__EXERCISE AIM__.
Your task is to give the listing below back word for word, pictures excluded.
**** STORED DATA ****
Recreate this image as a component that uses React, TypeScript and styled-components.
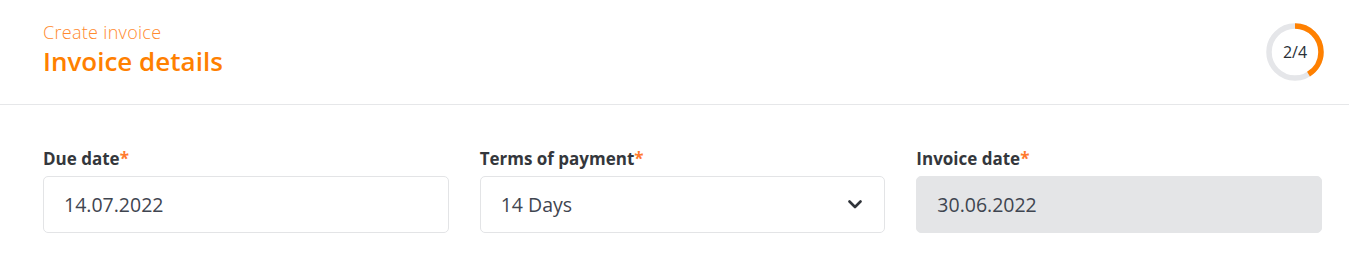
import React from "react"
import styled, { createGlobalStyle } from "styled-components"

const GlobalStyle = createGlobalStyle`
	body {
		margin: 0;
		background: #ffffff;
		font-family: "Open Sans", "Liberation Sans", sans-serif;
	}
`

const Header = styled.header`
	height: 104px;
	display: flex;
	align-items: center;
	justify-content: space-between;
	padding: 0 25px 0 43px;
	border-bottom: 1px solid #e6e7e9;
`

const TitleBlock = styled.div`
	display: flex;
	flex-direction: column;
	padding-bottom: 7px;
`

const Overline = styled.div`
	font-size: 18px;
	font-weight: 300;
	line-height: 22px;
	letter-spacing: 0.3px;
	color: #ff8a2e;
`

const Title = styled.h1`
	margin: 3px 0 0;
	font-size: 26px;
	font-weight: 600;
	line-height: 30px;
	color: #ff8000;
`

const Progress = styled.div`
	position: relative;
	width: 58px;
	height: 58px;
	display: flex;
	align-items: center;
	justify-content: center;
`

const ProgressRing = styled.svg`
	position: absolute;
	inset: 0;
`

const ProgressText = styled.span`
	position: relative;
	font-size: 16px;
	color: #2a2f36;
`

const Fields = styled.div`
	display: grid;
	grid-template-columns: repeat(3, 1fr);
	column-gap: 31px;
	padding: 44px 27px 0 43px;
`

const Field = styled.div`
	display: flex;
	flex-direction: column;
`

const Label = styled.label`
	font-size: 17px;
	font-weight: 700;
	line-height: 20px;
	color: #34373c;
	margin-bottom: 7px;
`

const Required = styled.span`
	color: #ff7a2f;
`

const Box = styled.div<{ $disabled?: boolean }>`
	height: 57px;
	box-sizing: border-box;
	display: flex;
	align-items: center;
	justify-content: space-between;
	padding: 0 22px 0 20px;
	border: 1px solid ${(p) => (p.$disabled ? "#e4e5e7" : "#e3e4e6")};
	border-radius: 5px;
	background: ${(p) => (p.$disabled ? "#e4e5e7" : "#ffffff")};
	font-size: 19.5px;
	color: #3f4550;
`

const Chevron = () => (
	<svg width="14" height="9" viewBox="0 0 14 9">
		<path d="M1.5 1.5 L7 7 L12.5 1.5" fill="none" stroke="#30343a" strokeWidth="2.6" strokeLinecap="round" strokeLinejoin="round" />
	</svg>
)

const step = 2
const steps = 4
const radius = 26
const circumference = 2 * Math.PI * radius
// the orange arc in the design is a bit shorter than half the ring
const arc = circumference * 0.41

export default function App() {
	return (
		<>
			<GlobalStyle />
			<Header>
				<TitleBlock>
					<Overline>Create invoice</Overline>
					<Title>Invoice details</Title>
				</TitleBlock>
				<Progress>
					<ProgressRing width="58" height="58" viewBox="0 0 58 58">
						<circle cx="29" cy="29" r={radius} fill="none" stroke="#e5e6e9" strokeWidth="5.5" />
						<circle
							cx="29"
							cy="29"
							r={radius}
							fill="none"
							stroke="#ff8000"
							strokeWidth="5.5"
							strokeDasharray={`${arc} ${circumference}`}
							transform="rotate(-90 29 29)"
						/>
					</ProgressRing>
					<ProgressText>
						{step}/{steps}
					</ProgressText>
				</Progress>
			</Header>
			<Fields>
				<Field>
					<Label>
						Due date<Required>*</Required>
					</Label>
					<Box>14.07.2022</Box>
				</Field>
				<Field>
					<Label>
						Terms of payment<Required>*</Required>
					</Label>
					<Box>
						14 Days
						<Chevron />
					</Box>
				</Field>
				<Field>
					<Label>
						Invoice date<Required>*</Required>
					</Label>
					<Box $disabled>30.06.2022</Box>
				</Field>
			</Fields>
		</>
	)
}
****
__RESPONSE TO THIS EXERCISE__.
Recreate this image as a component that uses React, TypeScript and styled-components.
import React from "react"
import styled, { createGlobalStyle } from "styled-components"

const GlobalStyle = createGlobalStyle`
	body {
		margin: 0;
		background: #ffffff;
		font-family: "Open Sans", "Liberation Sans", sans-serif;
	}
`

const Header = styled.header`
	height: 104px;
	display: flex;
	align-items: center;
	justify-content: space-between;
	padding: 0 25px 0 43px;
	border-bottom: 1px solid #e6e7e9;
`

const TitleBlock = styled.div`
	display: flex;
	flex-direction: column;
	padding-bottom: 7px;
`

const Overline = styled.div`
	font-size: 18px;
	font-weight: 300;
	line-height: 22px;
	letter-spacing: 0.3px;
	color: #ff8a2e;
`

const Title = styled.h1`
	margin: 3px 0 0;
	font-size: 26px;
	font-weight: 600;
	line-height: 30px;
	color: #ff8000;
`

const Progress = styled.div`
	position: relative;
	width: 58px;
	height: 58px;
	display: flex;
	align-items: center;
	justify-content: center;
`

const ProgressRing = styled.svg`
	position: absolute;
	inset: 0;
`

const ProgressText = styled.span`
	position: relative;
	font-size: 16px;
	color: #2a2f36;
`

const Fields = styled.div`
	display: grid;
	grid-template-columns: repeat(3, 1fr);
	column-gap: 31px;
	padding: 44px 27px 0 43px;
`

const Field = styled.div`
	display: flex;
	flex-direction: column;
`

const Label = styled.label`
	font-size: 17px;
	font-weight: 700;
	line-height: 20px;
	color: #34373c;
	margin-bottom: 7px;
`

const Required = styled.span`
	color: #ff7a2f;
`

const Box = styled.div<{ $disabled?: boolean }>`
	height: 57px;
	box-sizing: border-box;
	display: flex;
	align-items: center;
	justify-content: space-between;
	padding: 0 22px 0 20px;
	border: 1px solid ${(p) => (p.$disabled ? "#e4e5e7" : "#e3e4e6")};
	border-radius: 5px;
	background: ${(p) => (p.$disabled ? "#e4e5e7" : "#ffffff")};
	font-size: 19.5px;
	color: #3f4550;
`

const Chevron = () => (
	<svg width="14" height="9" viewBox="0 0 14 9">
		<path d="M1.5 1.5 L7 7 L12.5 1.5" fill="none" stroke="#30343a" strokeWidth="2.6" strokeLinecap="round" strokeLinejoin="round" />
	</svg>
)

const step = 2
const steps = 4
const radius = 26
const circumference = 2 * Math.PI * radius
// the orange arc in the design is a bit shorter than half the ring
const arc = circumference * 0.41

export default function App() {
	return (
		<>
			<GlobalStyle />
			<Header>
				<TitleBlock>
					<Overline>Create invoice</Overline>
					<Title>Invoice details</Title>
				</TitleBlock>
				<Progress>
					<ProgressRing width="58" height="58" viewBox="0 0 58 58">
						<circle cx="29" cy="29" r={radius} fill="none" stroke="#e5e6e9" strokeWidth="5.5" />
						<circle
							cx="29"
							cy="29"
							r={radius}
							fill="none"
							stroke="#ff8000"
							strokeWidth="5.5"
							strokeDasharray={`${arc} ${circumference}`}
							transform="rotate(-90 29 29)"
						/>
					</ProgressRing>
					<ProgressText>
						{step}/{steps}
					</ProgressText>
				</Progress>
			</Header>
			<Fields>
				<Field>
					<Label>
						Due date<Required>*</Required>
					</Label>
					<Box>14.07.2022</Box>
				</Field>
				<Field>
					<Label>
						Terms of payment<Required>*</Required>
					</Label>
					<Box>
						14 Days
						<Chevron />
					</Box>
				</Field>
				<Field>
					<Label>
						Invoice date<Required>*</Required>
					</Label>
					<Box $disabled>30.06.2022</Box>
				</Field>
			</Fields>
		</>
	)
}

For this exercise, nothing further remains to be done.